» Set task
Read through the data and count the lines that contain the string "with"; give only the result.

» Provided entries
>>
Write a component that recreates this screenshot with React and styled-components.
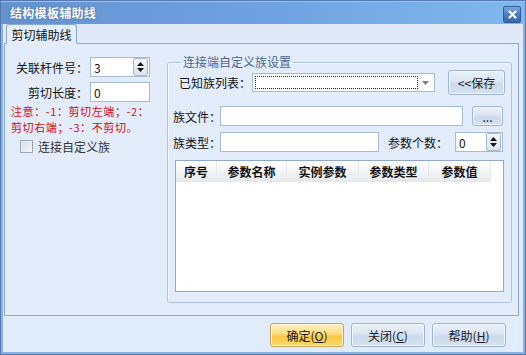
<<
>>
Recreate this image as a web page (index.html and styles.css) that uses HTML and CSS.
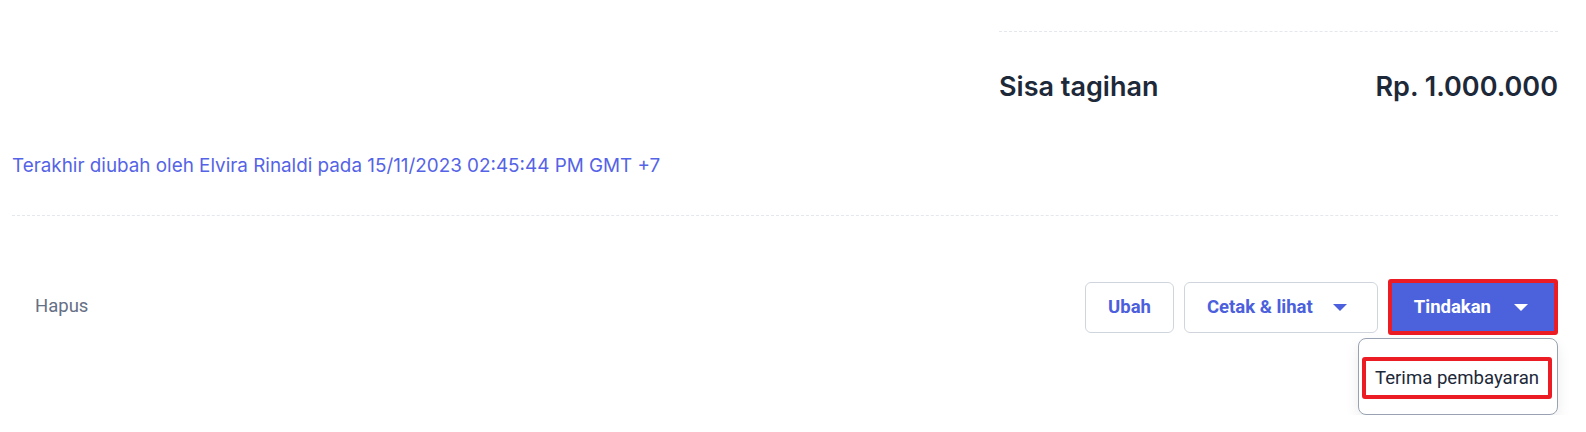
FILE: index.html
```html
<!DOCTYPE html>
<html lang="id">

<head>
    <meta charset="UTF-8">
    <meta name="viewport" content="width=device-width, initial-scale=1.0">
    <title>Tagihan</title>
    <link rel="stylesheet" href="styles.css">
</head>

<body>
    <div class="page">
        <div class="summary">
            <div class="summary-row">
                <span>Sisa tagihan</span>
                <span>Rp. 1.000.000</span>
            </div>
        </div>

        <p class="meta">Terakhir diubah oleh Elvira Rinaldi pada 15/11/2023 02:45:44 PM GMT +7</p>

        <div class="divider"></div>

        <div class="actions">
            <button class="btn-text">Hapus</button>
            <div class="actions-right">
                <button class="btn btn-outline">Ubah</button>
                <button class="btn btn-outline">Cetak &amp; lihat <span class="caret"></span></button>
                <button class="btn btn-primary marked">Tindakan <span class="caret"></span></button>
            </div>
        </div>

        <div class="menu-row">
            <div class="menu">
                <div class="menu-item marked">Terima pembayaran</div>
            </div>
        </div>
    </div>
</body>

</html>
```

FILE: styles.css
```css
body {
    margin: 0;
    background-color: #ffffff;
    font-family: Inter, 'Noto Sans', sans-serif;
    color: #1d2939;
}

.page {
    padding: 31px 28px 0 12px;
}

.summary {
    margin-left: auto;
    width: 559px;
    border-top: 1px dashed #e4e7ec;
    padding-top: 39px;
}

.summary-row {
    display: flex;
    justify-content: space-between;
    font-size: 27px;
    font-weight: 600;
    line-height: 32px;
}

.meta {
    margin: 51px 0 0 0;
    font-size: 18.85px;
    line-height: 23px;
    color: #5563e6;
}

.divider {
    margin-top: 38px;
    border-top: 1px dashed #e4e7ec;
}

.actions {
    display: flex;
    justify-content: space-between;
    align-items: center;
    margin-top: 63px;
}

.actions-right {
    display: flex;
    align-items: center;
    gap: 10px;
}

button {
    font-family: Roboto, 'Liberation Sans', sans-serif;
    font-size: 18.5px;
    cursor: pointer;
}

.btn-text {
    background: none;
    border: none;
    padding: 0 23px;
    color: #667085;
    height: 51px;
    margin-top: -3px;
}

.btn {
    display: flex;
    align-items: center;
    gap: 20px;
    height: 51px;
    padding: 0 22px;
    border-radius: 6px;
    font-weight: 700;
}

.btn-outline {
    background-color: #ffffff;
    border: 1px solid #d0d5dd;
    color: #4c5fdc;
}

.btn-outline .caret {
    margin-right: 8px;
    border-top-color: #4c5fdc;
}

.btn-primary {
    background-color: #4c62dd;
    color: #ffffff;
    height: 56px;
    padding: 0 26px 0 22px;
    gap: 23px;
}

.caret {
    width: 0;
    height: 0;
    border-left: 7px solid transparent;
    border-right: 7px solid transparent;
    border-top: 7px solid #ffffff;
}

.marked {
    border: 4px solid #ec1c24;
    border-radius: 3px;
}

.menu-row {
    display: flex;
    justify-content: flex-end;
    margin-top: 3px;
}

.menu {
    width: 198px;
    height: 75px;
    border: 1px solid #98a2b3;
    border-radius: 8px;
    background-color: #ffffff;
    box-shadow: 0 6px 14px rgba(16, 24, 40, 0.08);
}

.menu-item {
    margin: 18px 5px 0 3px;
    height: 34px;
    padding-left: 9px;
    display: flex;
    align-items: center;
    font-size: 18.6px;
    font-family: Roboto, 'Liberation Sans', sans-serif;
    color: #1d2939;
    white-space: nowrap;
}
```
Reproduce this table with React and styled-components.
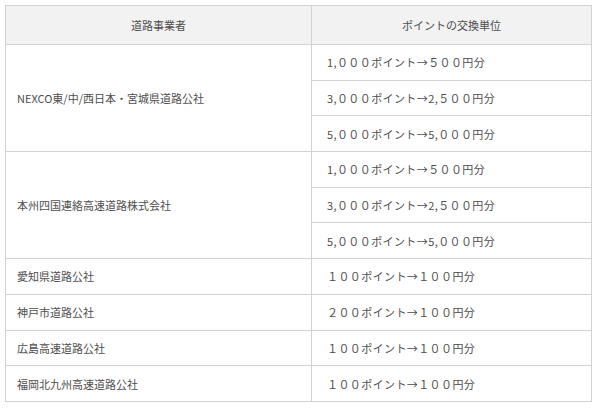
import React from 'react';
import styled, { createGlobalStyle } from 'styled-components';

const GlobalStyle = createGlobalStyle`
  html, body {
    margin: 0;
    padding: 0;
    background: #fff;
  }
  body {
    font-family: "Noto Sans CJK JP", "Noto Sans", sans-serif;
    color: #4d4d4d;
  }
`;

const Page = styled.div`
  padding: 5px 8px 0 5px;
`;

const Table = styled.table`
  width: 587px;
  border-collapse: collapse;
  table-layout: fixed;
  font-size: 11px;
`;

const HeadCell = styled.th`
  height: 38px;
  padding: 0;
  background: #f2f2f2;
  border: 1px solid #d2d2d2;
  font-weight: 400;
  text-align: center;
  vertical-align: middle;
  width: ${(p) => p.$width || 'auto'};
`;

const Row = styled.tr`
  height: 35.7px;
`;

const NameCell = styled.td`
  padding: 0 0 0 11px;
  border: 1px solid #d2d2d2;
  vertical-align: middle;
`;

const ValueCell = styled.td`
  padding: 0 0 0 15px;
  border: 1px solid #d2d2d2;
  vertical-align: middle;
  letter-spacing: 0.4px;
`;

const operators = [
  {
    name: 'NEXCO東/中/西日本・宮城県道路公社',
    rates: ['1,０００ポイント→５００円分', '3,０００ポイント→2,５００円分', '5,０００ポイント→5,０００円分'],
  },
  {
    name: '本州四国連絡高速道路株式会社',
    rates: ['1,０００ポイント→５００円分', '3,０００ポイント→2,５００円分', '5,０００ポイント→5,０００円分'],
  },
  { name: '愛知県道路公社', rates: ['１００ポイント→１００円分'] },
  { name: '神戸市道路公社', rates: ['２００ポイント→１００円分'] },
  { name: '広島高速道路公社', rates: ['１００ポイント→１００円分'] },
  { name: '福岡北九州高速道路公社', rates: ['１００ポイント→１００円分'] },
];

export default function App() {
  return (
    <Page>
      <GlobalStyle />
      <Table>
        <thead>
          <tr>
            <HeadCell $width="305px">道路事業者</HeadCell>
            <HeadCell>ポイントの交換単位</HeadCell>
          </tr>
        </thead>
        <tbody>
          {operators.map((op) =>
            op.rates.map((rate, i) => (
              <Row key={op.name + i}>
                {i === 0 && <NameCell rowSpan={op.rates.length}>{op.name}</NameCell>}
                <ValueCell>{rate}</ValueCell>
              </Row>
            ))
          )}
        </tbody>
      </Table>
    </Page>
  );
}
<<
>>
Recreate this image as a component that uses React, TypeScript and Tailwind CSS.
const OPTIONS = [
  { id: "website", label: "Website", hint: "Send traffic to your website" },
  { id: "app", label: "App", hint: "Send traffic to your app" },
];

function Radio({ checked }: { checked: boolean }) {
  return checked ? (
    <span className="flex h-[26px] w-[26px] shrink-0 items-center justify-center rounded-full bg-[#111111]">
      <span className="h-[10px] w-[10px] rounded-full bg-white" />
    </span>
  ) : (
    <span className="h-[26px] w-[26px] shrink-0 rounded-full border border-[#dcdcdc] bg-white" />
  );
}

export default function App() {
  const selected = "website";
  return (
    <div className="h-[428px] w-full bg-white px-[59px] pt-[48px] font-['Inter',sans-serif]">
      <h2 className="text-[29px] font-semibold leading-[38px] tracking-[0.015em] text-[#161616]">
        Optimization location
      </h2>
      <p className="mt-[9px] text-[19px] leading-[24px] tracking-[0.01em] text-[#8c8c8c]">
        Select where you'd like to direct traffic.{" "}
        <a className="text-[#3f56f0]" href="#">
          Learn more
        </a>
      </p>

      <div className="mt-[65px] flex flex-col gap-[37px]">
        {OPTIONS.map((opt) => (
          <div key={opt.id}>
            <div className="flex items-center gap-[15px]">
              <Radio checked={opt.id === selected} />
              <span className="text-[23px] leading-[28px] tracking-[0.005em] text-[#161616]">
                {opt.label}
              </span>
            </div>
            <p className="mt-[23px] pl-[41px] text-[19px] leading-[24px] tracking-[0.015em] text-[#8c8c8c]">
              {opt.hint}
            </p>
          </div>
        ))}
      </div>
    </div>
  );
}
<<
» Written answer
2